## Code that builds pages
■ ■ ■
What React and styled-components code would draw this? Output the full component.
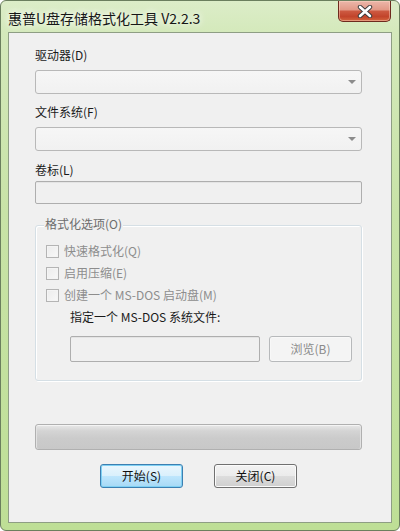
import React from 'react';
import styled, { createGlobalStyle } from 'styled-components';

const Global = createGlobalStyle`
  html, body { margin: 0; padding: 0; background: #ffffff; }
  body { font-family: "Noto Sans CJK SC", "Noto Sans", sans-serif; }
  * { box-sizing: border-box; }
`;

const FONT = `"Noto Sans CJK SC", "Noto Sans", sans-serif`;

const Window = styled.div`
  width: 400px;
  height: 531px;
  display: flex;
  flex-direction: column;
  border: 1px solid #6b7f5e;
  border-radius: 6px;
  overflow: hidden;
  background: linear-gradient(180deg, #dcedc8 0%, #d4e9bb 6%, #c8e3a7 40%, #bedf96 100%);
`;

const TitleBar = styled.div`
  height: 31px;
  display: flex;
  align-items: flex-start;
  padding-left: 7px;
`;

const Title = styled.div`
  align-self: center;
  margin-top: 2px;
  font-family: ${FONT};
  font-size: 14px;
  line-height: 18px;
  color: #161616;
  white-space: nowrap;
  text-shadow: 0 0 6px rgba(255, 255, 255, 0.95), 0 0 10px rgba(255, 255, 255, 0.8);
`;

const CloseBtn = styled.div`
  margin-left: auto;
  margin-right: 8px;
  width: 53px;
  height: 21px;
  display: flex;
  align-items: center;
  justify-content: center;
  border: 1px solid #6e2a1e;
  border-top: none;
  border-radius: 0 0 5px 5px;
  background: linear-gradient(180deg, #ecb7aa 0%, #e29886 45%, #cd5a42 50%, #c2442b 78%, #d4653f 100%);
  box-shadow: inset 0 0 0 1px rgba(255, 220, 200, 0.45);
`;

const Client = styled.div`
  flex: 1;
  margin: 0 7px 7px 7px;
  border: 1px solid #8e9e84;
  background: #f0f0f0;
  padding: 14px 29px 0 26px;
  display: flex;
  flex-direction: column;
`;

const Label = styled.div`
  margin-top: ${(p) => p.$gap || 0}px;
  font-family: ${FONT};
  font-size: 12px;
  line-height: 16px;
  height: 16px;
  color: ${(p) => (p.$disabled ? '#8a8a8a' : '#1a1a1a')};
  margin-left: ${(p) => p.$indent || 0}px;
  white-space: nowrap;
`;

const Combo = styled.div`
  margin-top: ${(p) => p.$gap || 0}px;
  height: 24px;
  border: 1px solid #b8b8b8;
  border-radius: 3px;
  background: linear-gradient(180deg, #f6f6f6 0%, #f1f1f1 100%);
  display: flex;
  align-items: center;
  justify-content: flex-end;
  padding-right: 5px;
`;

const Arrow = styled.div`
  width: 0;
  height: 0;
  border-left: 4px solid transparent;
  border-right: 4px solid transparent;
  border-top: 4px solid #8c8c8c;
`;

const TextBox = styled.div`
  margin-top: ${(p) => p.$gap || 0}px;
  height: ${(p) => p.$h || 23}px;
  width: ${(p) => (p.$w ? `${p.$w}px` : 'auto')};
  border: 1px solid #aeaeae;
  border-radius: 2px;
  background: #f0f0f0;
  box-shadow: inset 0 1px 0 #e4e4e4;
`;

const Group = styled.div`
  position: relative;
  margin-top: 21px;
  height: 156px;
  border: 1px solid #d5dfe5;
  border-radius: 3px;
  box-shadow: inset 1px 1px 0 #ffffff, 1px 1px 0 #ffffff;
  padding: 14px 0 0 10px;
  display: flex;
  flex-direction: column;
`;

const GroupTitle = styled.div`
  position: absolute;
  top: -10px;
  left: 8px;
  padding: 0 1px;
  background: #f0f0f0;
  font-family: ${FONT};
  font-size: 12px;
  line-height: 16px;
  color: #6d6d6d;
`;

const CheckRow = styled.div`
  height: 22px;
  display: flex;
  align-items: center;
  gap: 5px;
`;

const CheckBox = styled.div`
  width: 13px;
  height: 13px;
  border: 1px solid #b4b4b4;
  background: linear-gradient(135deg, #ececec 0%, #f8f8f8 100%);
  box-shadow: inset 0 0 0 1px #f4f4f4;
`;

const CheckText = styled.span`
  font-family: ${FONT};
  font-size: 12px;
  line-height: 16px;
  color: #8d8d8d;
  white-space: nowrap;
`;

const FileRow = styled.div`
  margin-top: 11px;
  margin-left: 24px;
  display: flex;
  gap: 9px;
`;

const Button = styled.div`
  width: ${(p) => p.$w || 83}px;
  height: ${(p) => p.$h || 24}px;
  display: flex;
  align-items: center;
  justify-content: center;
  border-radius: 3px;
  font-family: ${FONT};
  font-size: 12px;
  line-height: 16px;
  white-space: nowrap;
  color: ${(p) => (p.$variant === 'disabled' ? '#8a8a8a' : '#111111')};
  border: 1px solid
    ${(p) => (p.$variant === 'default' ? '#3c7fb1' : p.$variant === 'disabled' ? '#b7b9bb' : '#707070')};
  background: ${(p) =>
    p.$variant === 'default'
      ? 'linear-gradient(180deg, #eaf6fd 0%, #d9f0fc 50%, #bee6fd 51%, #a7d9f5 100%)'
      : p.$variant === 'disabled'
      ? '#f4f4f4'
      : 'linear-gradient(180deg, #f2f2f2 0%, #ebebeb 50%, #dddddd 51%, #cfcfcf 100%)'};
  box-shadow: ${(p) =>
    p.$variant === 'default'
      ? 'inset 0 0 0 1px #7fd0f3'
      : p.$variant === 'disabled'
      ? 'inset 0 0 0 1px #f8f8f8'
      : 'inset 0 0 0 1px #fbfbfb'};
`;

const Progress = styled.div`
  margin-top: 43px;
  height: 26px;
  border: 1px solid #b0b0b0;
  border-radius: 3px;
  background: linear-gradient(180deg, #e8e8e8 0%, #d4d4d4 25%, #cbcbcb 55%, #c8c8c8 100%);
  box-shadow: inset 0 1px 0 #f4f4f4, inset 1px 0 0 #e2e2e2, inset -1px 0 0 #e2e2e2;
`;

const ButtonRow = styled.div`
  margin-top: 14px;
  display: flex;
  justify-content: center;
  gap: 31px;
`;

const CloseIcon = () => (
  <svg width="16" height="13" viewBox="0 0 16 13">
    <path d="M3 2 L13 11 M13 2 L3 11" stroke="#3a3a3a" strokeWidth="4.4" strokeLinecap="round" />
    <path d="M3 2 L13 11 M13 2 L3 11" stroke="#ffffff" strokeWidth="2.6" strokeLinecap="round" />
  </svg>
);

export default function App() {
  return (
    <>
      <Global />
      <Window>
        <TitleBar>
          <Title>惠普U盘存储格式化工具 V2.2.3</Title>
          <CloseBtn>
            <CloseIcon />
          </CloseBtn>
        </TitleBar>
        <Client>
          <Label>驱动器(D)</Label>
          <Combo $gap={7}>
            <Arrow />
          </Combo>
          <Label $gap={10}>文件系统(F)</Label>
          <Combo $gap={7}>
            <Arrow />
          </Combo>
          <Label $gap={11}>卷标(L)</Label>
          <TextBox $gap={3} />
          <Group>
            <GroupTitle>格式化选项(O)</GroupTitle>
            <CheckRow>
              <CheckBox />
              <CheckText>快速格式化(Q)</CheckText>
            </CheckRow>
            <CheckRow>
              <CheckBox />
              <CheckText>启用压缩(E)</CheckText>
            </CheckRow>
            <CheckRow>
              <CheckBox />
              <CheckText>创建一个 MS-DOS 启动盘(M)</CheckText>
            </CheckRow>
            <Label $gap={3} $indent={24}>指定一个 MS-DOS 系统文件:</Label>
            <FileRow>
              <TextBox $w={190} $h={26} />
              <Button $variant="disabled" $w={83} $h={26}>浏览(B)</Button>
            </FileRow>
          </Group>
          <Progress />
          <ButtonRow>
            <Button $variant="default">开始(S)</Button>
            <Button>关闭(C)</Button>
          </ButtonRow>
        </Client>
      </Window>
    </>
  );
}
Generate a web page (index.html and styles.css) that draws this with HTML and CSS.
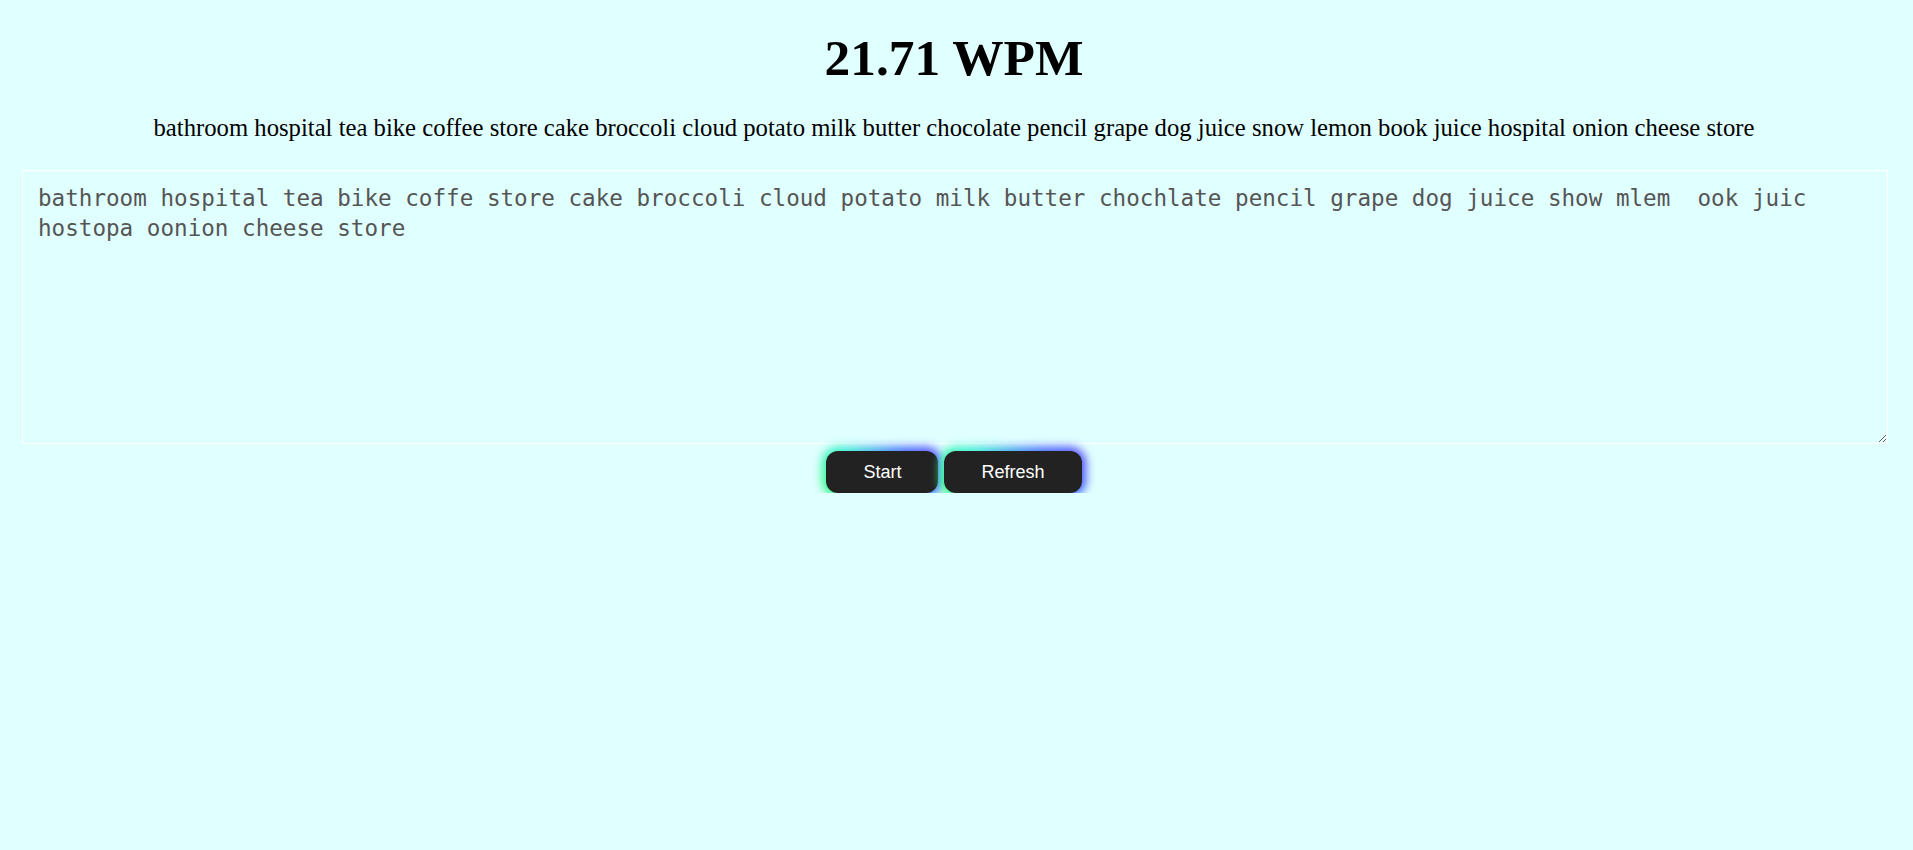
■ ■ ■
## PROBLEM DETAILS
Give the data again exactly as written, with all pictures left out.

## EXERCISE SOLUTION
What React and styled-components code would draw this? Output the full component.
import React from 'react';
import styled, { createGlobalStyle } from 'styled-components';

const Global = createGlobalStyle`
  html, body { margin: 0; padding: 0; background: #ffffff; }
  body { font-family: "Noto Sans CJK SC", "Noto Sans", sans-serif; }
  * { box-sizing: border-box; }
`;

const FONT = `"Noto Sans CJK SC", "Noto Sans", sans-serif`;

const Window = styled.div`
  width: 400px;
  height: 531px;
  display: flex;
  flex-direction: column;
  border: 1px solid #6b7f5e;
  border-radius: 6px;
  overflow: hidden;
  background: linear-gradient(180deg, #dcedc8 0%, #d4e9bb 6%, #c8e3a7 40%, #bedf96 100%);
`;

const TitleBar = styled.div`
  height: 31px;
  display: flex;
  align-items: flex-start;
  padding-left: 7px;
`;

const Title = styled.div`
  align-self: center;
  margin-top: 2px;
  font-family: ${FONT};
  font-size: 14px;
  line-height: 18px;
  color: #161616;
  white-space: nowrap;
  text-shadow: 0 0 6px rgba(255, 255, 255, 0.95), 0 0 10px rgba(255, 255, 255, 0.8);
`;

const CloseBtn = styled.div`
  margin-left: auto;
  margin-right: 8px;
  width: 53px;
  height: 21px;
  display: flex;
  align-items: center;
  justify-content: center;
  border: 1px solid #6e2a1e;
  border-top: none;
  border-radius: 0 0 5px 5px;
  background: linear-gradient(180deg, #ecb7aa 0%, #e29886 45%, #cd5a42 50%, #c2442b 78%, #d4653f 100%);
  box-shadow: inset 0 0 0 1px rgba(255, 220, 200, 0.45);
`;

const Client = styled.div`
  flex: 1;
  margin: 0 7px 7px 7px;
  border: 1px solid #8e9e84;
  background: #f0f0f0;
  padding: 14px 29px 0 26px;
  display: flex;
  flex-direction: column;
`;

const Label = styled.div`
  margin-top: ${(p) => p.$gap || 0}px;
  font-family: ${FONT};
  font-size: 12px;
  line-height: 16px;
  height: 16px;
  color: ${(p) => (p.$disabled ? '#8a8a8a' : '#1a1a1a')};
  margin-left: ${(p) => p.$indent || 0}px;
  white-space: nowrap;
`;

const Combo = styled.div`
  margin-top: ${(p) => p.$gap || 0}px;
  height: 24px;
  border: 1px solid #b8b8b8;
  border-radius: 3px;
  background: linear-gradient(180deg, #f6f6f6 0%, #f1f1f1 100%);
  display: flex;
  align-items: center;
  justify-content: flex-end;
  padding-right: 5px;
`;

const Arrow = styled.div`
  width: 0;
  height: 0;
  border-left: 4px solid transparent;
  border-right: 4px solid transparent;
  border-top: 4px solid #8c8c8c;
`;

const TextBox = styled.div`
  margin-top: ${(p) => p.$gap || 0}px;
  height: ${(p) => p.$h || 23}px;
  width: ${(p) => (p.$w ? `${p.$w}px` : 'auto')};
  border: 1px solid #aeaeae;
  border-radius: 2px;
  background: #f0f0f0;
  box-shadow: inset 0 1px 0 #e4e4e4;
`;

const Group = styled.div`
  position: relative;
  margin-top: 21px;
  height: 156px;
  border: 1px solid #d5dfe5;
  border-radius: 3px;
  box-shadow: inset 1px 1px 0 #ffffff, 1px 1px 0 #ffffff;
  padding: 14px 0 0 10px;
  display: flex;
  flex-direction: column;
`;

const GroupTitle = styled.div`
  position: absolute;
  top: -10px;
  left: 8px;
  padding: 0 1px;
  background: #f0f0f0;
  font-family: ${FONT};
  font-size: 12px;
  line-height: 16px;
  color: #6d6d6d;
`;

const CheckRow = styled.div`
  height: 22px;
  display: flex;
  align-items: center;
  gap: 5px;
`;

const CheckBox = styled.div`
  width: 13px;
  height: 13px;
  border: 1px solid #b4b4b4;
  background: linear-gradient(135deg, #ececec 0%, #f8f8f8 100%);
  box-shadow: inset 0 0 0 1px #f4f4f4;
`;

const CheckText = styled.span`
  font-family: ${FONT};
  font-size: 12px;
  line-height: 16px;
  color: #8d8d8d;
  white-space: nowrap;
`;

const FileRow = styled.div`
  margin-top: 11px;
  margin-left: 24px;
  display: flex;
  gap: 9px;
`;

const Button = styled.div`
  width: ${(p) => p.$w || 83}px;
  height: ${(p) => p.$h || 24}px;
  display: flex;
  align-items: center;
  justify-content: center;
  border-radius: 3px;
  font-family: ${FONT};
  font-size: 12px;
  line-height: 16px;
  white-space: nowrap;
  color: ${(p) => (p.$variant === 'disabled' ? '#8a8a8a' : '#111111')};
  border: 1px solid
    ${(p) => (p.$variant === 'default' ? '#3c7fb1' : p.$variant === 'disabled' ? '#b7b9bb' : '#707070')};
  background: ${(p) =>
    p.$variant === 'default'
      ? 'linear-gradient(180deg, #eaf6fd 0%, #d9f0fc 50%, #bee6fd 51%, #a7d9f5 100%)'
      : p.$variant === 'disabled'
      ? '#f4f4f4'
      : 'linear-gradient(180deg, #f2f2f2 0%, #ebebeb 50%, #dddddd 51%, #cfcfcf 100%)'};
  box-shadow: ${(p) =>
    p.$variant === 'default'
      ? 'inset 0 0 0 1px #7fd0f3'
      : p.$variant === 'disabled'
      ? 'inset 0 0 0 1px #f8f8f8'
      : 'inset 0 0 0 1px #fbfbfb'};
`;

const Progress = styled.div`
  margin-top: 43px;
  height: 26px;
  border: 1px solid #b0b0b0;
  border-radius: 3px;
  background: linear-gradient(180deg, #e8e8e8 0%, #d4d4d4 25%, #cbcbcb 55%, #c8c8c8 100%);
  box-shadow: inset 0 1px 0 #f4f4f4, inset 1px 0 0 #e2e2e2, inset -1px 0 0 #e2e2e2;
`;

const ButtonRow = styled.div`
  margin-top: 14px;
  display: flex;
  justify-content: center;
  gap: 31px;
`;

const CloseIcon = () => (
  <svg width="16" height="13" viewBox="0 0 16 13">
    <path d="M3 2 L13 11 M13 2 L3 11" stroke="#3a3a3a" strokeWidth="4.4" strokeLinecap="round" />
    <path d="M3 2 L13 11 M13 2 L3 11" stroke="#ffffff" strokeWidth="2.6" strokeLinecap="round" />
  </svg>
);

export default function App() {
  return (
    <>
      <Global />
      <Window>
        <TitleBar>
          <Title>惠普U盘存储格式化工具 V2.2.3</Title>
          <CloseBtn>
            <CloseIcon />
          </CloseBtn>
        </TitleBar>
        <Client>
          <Label>驱动器(D)</Label>
          <Combo $gap={7}>
            <Arrow />
          </Combo>
          <Label $gap={10}>文件系统(F)</Label>
          <Combo $gap={7}>
            <Arrow />
          </Combo>
          <Label $gap={11}>卷标(L)</Label>
          <TextBox $gap={3} />
          <Group>
            <GroupTitle>格式化选项(O)</GroupTitle>
            <CheckRow>
              <CheckBox />
              <CheckText>快速格式化(Q)</CheckText>
            </CheckRow>
            <CheckRow>
              <CheckBox />
              <CheckText>启用压缩(E)</CheckText>
            </CheckRow>
            <CheckRow>
              <CheckBox />
              <CheckText>创建一个 MS-DOS 启动盘(M)</CheckText>
            </CheckRow>
            <Label $gap={3} $indent={24}>指定一个 MS-DOS 系统文件:</Label>
            <FileRow>
              <TextBox $w={190} $h={26} />
              <Button $variant="disabled" $w={83} $h={26}>浏览(B)</Button>
            </FileRow>
          </Group>
          <Progress />
          <ButtonRow>
            <Button $variant="default">开始(S)</Button>
            <Button>关闭(C)</Button>
          </ButtonRow>
        </Client>
      </Window>
    </>
  );
}
Generate a web page (index.html and styles.css) that draws this with HTML and CSS.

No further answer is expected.